- _WHAT IS REQUIRED_:
Set all the material down again unchanged, without the pictures.
#####
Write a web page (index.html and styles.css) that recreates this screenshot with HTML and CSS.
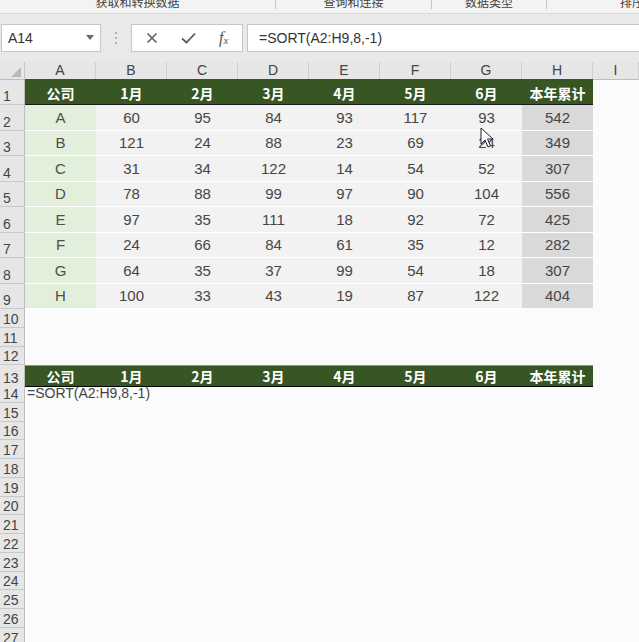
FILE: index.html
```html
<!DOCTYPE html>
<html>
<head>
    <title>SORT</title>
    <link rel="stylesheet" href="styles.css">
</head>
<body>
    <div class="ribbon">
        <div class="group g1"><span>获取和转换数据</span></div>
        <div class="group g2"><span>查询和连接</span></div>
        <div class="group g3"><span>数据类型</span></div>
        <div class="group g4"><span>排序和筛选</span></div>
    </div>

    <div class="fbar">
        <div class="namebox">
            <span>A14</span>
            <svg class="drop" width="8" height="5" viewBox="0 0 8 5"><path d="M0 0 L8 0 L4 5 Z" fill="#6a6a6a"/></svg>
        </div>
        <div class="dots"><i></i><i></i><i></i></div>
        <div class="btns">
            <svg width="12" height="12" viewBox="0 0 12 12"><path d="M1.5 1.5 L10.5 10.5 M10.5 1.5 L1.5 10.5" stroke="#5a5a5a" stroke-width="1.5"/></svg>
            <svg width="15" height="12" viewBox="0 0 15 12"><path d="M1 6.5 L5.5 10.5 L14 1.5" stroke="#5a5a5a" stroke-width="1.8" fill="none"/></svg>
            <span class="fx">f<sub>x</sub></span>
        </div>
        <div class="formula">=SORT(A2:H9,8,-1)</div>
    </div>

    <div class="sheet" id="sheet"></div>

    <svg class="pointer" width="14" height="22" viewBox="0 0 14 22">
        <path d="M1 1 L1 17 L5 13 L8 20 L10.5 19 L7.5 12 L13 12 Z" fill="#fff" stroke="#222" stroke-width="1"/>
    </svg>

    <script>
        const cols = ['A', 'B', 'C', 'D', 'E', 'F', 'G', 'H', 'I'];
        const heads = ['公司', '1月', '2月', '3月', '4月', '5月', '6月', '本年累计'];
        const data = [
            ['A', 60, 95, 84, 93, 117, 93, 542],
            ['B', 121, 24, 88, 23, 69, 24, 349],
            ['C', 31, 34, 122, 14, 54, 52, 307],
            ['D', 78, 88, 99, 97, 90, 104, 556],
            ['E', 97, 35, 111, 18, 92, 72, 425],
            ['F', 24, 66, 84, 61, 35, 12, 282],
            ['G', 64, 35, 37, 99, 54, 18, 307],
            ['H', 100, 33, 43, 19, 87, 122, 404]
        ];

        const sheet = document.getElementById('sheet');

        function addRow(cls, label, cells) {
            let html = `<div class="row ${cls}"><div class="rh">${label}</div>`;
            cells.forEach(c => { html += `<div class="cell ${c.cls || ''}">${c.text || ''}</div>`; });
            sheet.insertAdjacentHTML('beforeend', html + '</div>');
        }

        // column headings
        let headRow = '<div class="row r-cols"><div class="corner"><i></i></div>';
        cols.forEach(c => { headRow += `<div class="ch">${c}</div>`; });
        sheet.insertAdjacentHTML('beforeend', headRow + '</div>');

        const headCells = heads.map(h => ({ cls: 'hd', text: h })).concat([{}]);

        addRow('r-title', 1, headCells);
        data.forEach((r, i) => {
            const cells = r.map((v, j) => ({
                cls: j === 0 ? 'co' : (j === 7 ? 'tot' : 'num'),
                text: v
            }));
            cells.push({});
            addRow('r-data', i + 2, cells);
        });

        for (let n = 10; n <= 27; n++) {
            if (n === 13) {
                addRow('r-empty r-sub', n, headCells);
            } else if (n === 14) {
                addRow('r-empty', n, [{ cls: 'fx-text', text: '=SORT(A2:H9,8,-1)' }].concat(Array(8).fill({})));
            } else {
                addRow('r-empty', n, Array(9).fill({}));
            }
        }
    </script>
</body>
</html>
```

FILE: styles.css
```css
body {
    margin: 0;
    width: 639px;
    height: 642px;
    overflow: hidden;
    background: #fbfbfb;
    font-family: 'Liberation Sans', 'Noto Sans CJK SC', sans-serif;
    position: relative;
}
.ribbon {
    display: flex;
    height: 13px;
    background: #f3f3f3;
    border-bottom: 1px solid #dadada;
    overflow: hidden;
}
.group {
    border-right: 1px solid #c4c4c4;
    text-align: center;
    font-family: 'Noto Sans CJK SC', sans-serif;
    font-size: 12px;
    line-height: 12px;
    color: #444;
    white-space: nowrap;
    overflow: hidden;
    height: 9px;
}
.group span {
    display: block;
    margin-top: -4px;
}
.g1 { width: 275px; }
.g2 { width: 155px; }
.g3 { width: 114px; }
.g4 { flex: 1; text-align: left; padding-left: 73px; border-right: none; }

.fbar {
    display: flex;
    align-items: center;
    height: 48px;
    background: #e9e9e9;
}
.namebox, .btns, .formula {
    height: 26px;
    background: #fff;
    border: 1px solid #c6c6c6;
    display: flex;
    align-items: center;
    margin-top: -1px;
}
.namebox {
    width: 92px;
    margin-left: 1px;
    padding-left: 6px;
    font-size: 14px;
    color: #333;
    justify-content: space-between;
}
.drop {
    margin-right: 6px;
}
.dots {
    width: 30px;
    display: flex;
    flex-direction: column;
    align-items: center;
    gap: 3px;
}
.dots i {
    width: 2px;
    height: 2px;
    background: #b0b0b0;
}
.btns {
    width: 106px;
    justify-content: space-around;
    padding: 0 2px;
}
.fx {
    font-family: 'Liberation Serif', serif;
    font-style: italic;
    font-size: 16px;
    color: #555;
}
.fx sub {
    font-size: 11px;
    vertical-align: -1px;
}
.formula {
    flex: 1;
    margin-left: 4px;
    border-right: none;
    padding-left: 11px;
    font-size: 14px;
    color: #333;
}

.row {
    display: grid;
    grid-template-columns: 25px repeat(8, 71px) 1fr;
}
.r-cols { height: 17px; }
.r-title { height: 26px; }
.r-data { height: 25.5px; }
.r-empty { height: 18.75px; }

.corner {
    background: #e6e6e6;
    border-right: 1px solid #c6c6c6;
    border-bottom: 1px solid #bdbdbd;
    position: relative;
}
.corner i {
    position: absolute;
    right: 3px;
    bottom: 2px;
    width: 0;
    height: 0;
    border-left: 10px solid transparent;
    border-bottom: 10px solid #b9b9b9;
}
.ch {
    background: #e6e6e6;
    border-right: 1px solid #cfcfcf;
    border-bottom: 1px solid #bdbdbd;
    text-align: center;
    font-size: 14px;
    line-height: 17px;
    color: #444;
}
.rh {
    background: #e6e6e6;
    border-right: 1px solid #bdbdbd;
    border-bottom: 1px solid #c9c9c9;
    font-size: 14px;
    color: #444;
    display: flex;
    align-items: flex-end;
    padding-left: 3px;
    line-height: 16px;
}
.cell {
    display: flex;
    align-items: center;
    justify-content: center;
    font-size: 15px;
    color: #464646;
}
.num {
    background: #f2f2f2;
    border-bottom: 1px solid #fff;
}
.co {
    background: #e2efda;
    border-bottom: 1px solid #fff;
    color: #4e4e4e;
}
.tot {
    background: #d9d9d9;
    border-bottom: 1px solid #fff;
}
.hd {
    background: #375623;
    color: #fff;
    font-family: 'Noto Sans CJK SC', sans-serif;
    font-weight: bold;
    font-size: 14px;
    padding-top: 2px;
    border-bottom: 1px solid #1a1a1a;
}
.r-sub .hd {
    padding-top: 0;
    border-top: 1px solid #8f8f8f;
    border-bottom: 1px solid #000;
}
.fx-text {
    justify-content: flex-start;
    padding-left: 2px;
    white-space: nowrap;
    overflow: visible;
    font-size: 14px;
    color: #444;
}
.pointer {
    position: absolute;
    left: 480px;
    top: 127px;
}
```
#####
- _EXERCISE RESULT_:
Write a web page (index.html and styles.css) that recreates this screenshot with HTML and CSS.
FILE: index.html
```html
<!DOCTYPE html>
<html>
<head>
    <title>SORT</title>
    <link rel="stylesheet" href="styles.css">
</head>
<body>
    <div class="ribbon">
        <div class="group g1"><span>获取和转换数据</span></div>
        <div class="group g2"><span>查询和连接</span></div>
        <div class="group g3"><span>数据类型</span></div>
        <div class="group g4"><span>排序和筛选</span></div>
    </div>

    <div class="fbar">
        <div class="namebox">
            <span>A14</span>
            <svg class="drop" width="8" height="5" viewBox="0 0 8 5"><path d="M0 0 L8 0 L4 5 Z" fill="#6a6a6a"/></svg>
        </div>
        <div class="dots"><i></i><i></i><i></i></div>
        <div class="btns">
            <svg width="12" height="12" viewBox="0 0 12 12"><path d="M1.5 1.5 L10.5 10.5 M10.5 1.5 L1.5 10.5" stroke="#5a5a5a" stroke-width="1.5"/></svg>
            <svg width="15" height="12" viewBox="0 0 15 12"><path d="M1 6.5 L5.5 10.5 L14 1.5" stroke="#5a5a5a" stroke-width="1.8" fill="none"/></svg>
            <span class="fx">f<sub>x</sub></span>
        </div>
        <div class="formula">=SORT(A2:H9,8,-1)</div>
    </div>

    <div class="sheet" id="sheet"></div>

    <svg class="pointer" width="14" height="22" viewBox="0 0 14 22">
        <path d="M1 1 L1 17 L5 13 L8 20 L10.5 19 L7.5 12 L13 12 Z" fill="#fff" stroke="#222" stroke-width="1"/>
    </svg>

    <script>
        const cols = ['A', 'B', 'C', 'D', 'E', 'F', 'G', 'H', 'I'];
        const heads = ['公司', '1月', '2月', '3月', '4月', '5月', '6月', '本年累计'];
        const data = [
            ['A', 60, 95, 84, 93, 117, 93, 542],
            ['B', 121, 24, 88, 23, 69, 24, 349],
            ['C', 31, 34, 122, 14, 54, 52, 307],
            ['D', 78, 88, 99, 97, 90, 104, 556],
            ['E', 97, 35, 111, 18, 92, 72, 425],
            ['F', 24, 66, 84, 61, 35, 12, 282],
            ['G', 64, 35, 37, 99, 54, 18, 307],
            ['H', 100, 33, 43, 19, 87, 122, 404]
        ];

        const sheet = document.getElementById('sheet');

        function addRow(cls, label, cells) {
            let html = `<div class="row ${cls}"><div class="rh">${label}</div>`;
            cells.forEach(c => { html += `<div class="cell ${c.cls || ''}">${c.text || ''}</div>`; });
            sheet.insertAdjacentHTML('beforeend', html + '</div>');
        }

        // column headings
        let headRow = '<div class="row r-cols"><div class="corner"><i></i></div>';
        cols.forEach(c => { headRow += `<div class="ch">${c}</div>`; });
        sheet.insertAdjacentHTML('beforeend', headRow + '</div>');

        const headCells = heads.map(h => ({ cls: 'hd', text: h })).concat([{}]);

        addRow('r-title', 1, headCells);
        data.forEach((r, i) => {
            const cells = r.map((v, j) => ({
                cls: j === 0 ? 'co' : (j === 7 ? 'tot' : 'num'),
                text: v
            }));
            cells.push({});
            addRow('r-data', i + 2, cells);
        });

        for (let n = 10; n <= 27; n++) {
            if (n === 13) {
                addRow('r-empty r-sub', n, headCells);
            } else if (n === 14) {
                addRow('r-empty', n, [{ cls: 'fx-text', text: '=SORT(A2:H9,8,-1)' }].concat(Array(8).fill({})));
            } else {
                addRow('r-empty', n, Array(9).fill({}));
            }
        }
    </script>
</body>
</html>
```

FILE: styles.css
```css
body {
    margin: 0;
    width: 639px;
    height: 642px;
    overflow: hidden;
    background: #fbfbfb;
    font-family: 'Liberation Sans', 'Noto Sans CJK SC', sans-serif;
    position: relative;
}
.ribbon {
    display: flex;
    height: 13px;
    background: #f3f3f3;
    border-bottom: 1px solid #dadada;
    overflow: hidden;
}
.group {
    border-right: 1px solid #c4c4c4;
    text-align: center;
    font-family: 'Noto Sans CJK SC', sans-serif;
    font-size: 12px;
    line-height: 12px;
    color: #444;
    white-space: nowrap;
    overflow: hidden;
    height: 9px;
}
.group span {
    display: block;
    margin-top: -4px;
}
.g1 { width: 275px; }
.g2 { width: 155px; }
.g3 { width: 114px; }
.g4 { flex: 1; text-align: left; padding-left: 73px; border-right: none; }

.fbar {
    display: flex;
    align-items: center;
    height: 48px;
    background: #e9e9e9;
}
.namebox, .btns, .formula {
    height: 26px;
    background: #fff;
    border: 1px solid #c6c6c6;
    display: flex;
    align-items: center;
    margin-top: -1px;
}
.namebox {
    width: 92px;
    margin-left: 1px;
    padding-left: 6px;
    font-size: 14px;
    color: #333;
    justify-content: space-between;
}
.drop {
    margin-right: 6px;
}
.dots {
    width: 30px;
    display: flex;
    flex-direction: column;
    align-items: center;
    gap: 3px;
}
.dots i {
    width: 2px;
    height: 2px;
    background: #b0b0b0;
}
.btns {
    width: 106px;
    justify-content: space-around;
    padding: 0 2px;
}
.fx {
    font-family: 'Liberation Serif', serif;
    font-style: italic;
    font-size: 16px;
    color: #555;
}
.fx sub {
    font-size: 11px;
    vertical-align: -1px;
}
.formula {
    flex: 1;
    margin-left: 4px;
    border-right: none;
    padding-left: 11px;
    font-size: 14px;
    color: #333;
}

.row {
    display: grid;
    grid-template-columns: 25px repeat(8, 71px) 1fr;
}
.r-cols { height: 17px; }
.r-title { height: 26px; }
.r-data { height: 25.5px; }
.r-empty { height: 18.75px; }

.corner {
    background: #e6e6e6;
    border-right: 1px solid #c6c6c6;
    border-bottom: 1px solid #bdbdbd;
    position: relative;
}
.corner i {
    position: absolute;
    right: 3px;
    bottom: 2px;
    width: 0;
    height: 0;
    border-left: 10px solid transparent;
    border-bottom: 10px solid #b9b9b9;
}
.ch {
    background: #e6e6e6;
    border-right: 1px solid #cfcfcf;
    border-bottom: 1px solid #bdbdbd;
    text-align: center;
    font-size: 14px;
    line-height: 17px;
    color: #444;
}
.rh {
    background: #e6e6e6;
    border-right: 1px solid #bdbdbd;
    border-bottom: 1px solid #c9c9c9;
    font-size: 14px;
    color: #444;
    display: flex;
    align-items: flex-end;
    padding-left: 3px;
    line-height: 16px;
}
.cell {
    display: flex;
    align-items: center;
    justify-content: center;
    font-size: 15px;
    color: #464646;
}
.num {
    background: #f2f2f2;
    border-bottom: 1px solid #fff;
}
.co {
    background: #e2efda;
    border-bottom: 1px solid #fff;
    color: #4e4e4e;
}
.tot {
    background: #d9d9d9;
    border-bottom: 1px solid #fff;
}
.hd {
    background: #375623;
    color: #fff;
    font-family: 'Noto Sans CJK SC', sans-serif;
    font-weight: bold;
    font-size: 14px;
    padding-top: 2px;
    border-bottom: 1px solid #1a1a1a;
}
.r-sub .hd {
    padding-top: 0;
    border-top: 1px solid #8f8f8f;
    border-bottom: 1px solid #000;
}
.fx-text {
    justify-content: flex-start;
    padding-left: 2px;
    white-space: nowrap;
    overflow: visible;
    font-size: 14px;
    color: #444;
}
.pointer {
    position: absolute;
    left: 480px;
    top: 127px;
}
```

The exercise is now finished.